Cycling through the Adirondacks is really nice, with lots of opportunities to free camp. Parts of the Hudson Valley are a quite industrialized, and you'll be passing though some tight spots once in a while, especially around Albany. There is a nice paved rail trail between Glens Falls and Lake George, make sure you find it.

I chose to cycle along the Jersey Shore between Highlands and Tom's River. There's a ferry that runs between Manhattan and Highlands which allows you to skip the mess of endless Newark/Jersey city suburbs. I imagine going the other way, it would be a spectacularly scenic way to enter NYC, sailing through the Verrazano Narrows and past the statue of Liberty. Manhattan is surprisingly cycleable, the biggest problem is securing your bike if you want to see the sights. The best way to get out of Manhattan from the north is the George Washington Bridge which has a cycleable path on its south side. From there you are clear into the Pallisades and the Hudson Valley.

There was a fierce headwind for me on the Jersey shore, but it should be great for you if you are heading north. I saw a few road cyclists in the Pine Barrens between Tom's River and Philadelphia which seems to be a training run for people in the area. One thing about this region is that there are very few established campgrounds, and free camping is really difficult along the some stretches.

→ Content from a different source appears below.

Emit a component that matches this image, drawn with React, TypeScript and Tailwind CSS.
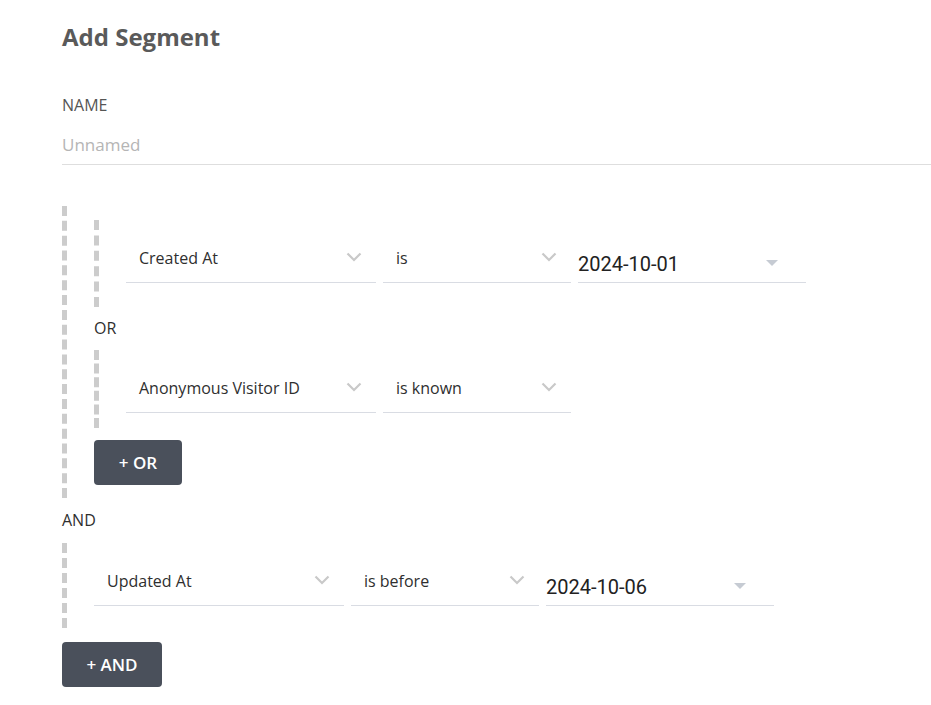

BTW, you should consider coming up to Ottawa, less than 200 kms east of Montreal. The route would take you over the dome of the Adirondacks into the heart of the park and Lake Placid which has hosted the Winter Olympics twice. The Canadian capital has close ties with Holland (it is twinned with The Hague) as the Dutch Royal Family was exiled here during World War II (Princess Margriet was born in Ottawa). From here to Montreal is an easy cycle along the Ottawa River. I gladly host touring cyclists at my place on, so let me know if you decide to pass by.

Best of luck, you are doing the right thing going from south to north, the wind will mostly be on your back.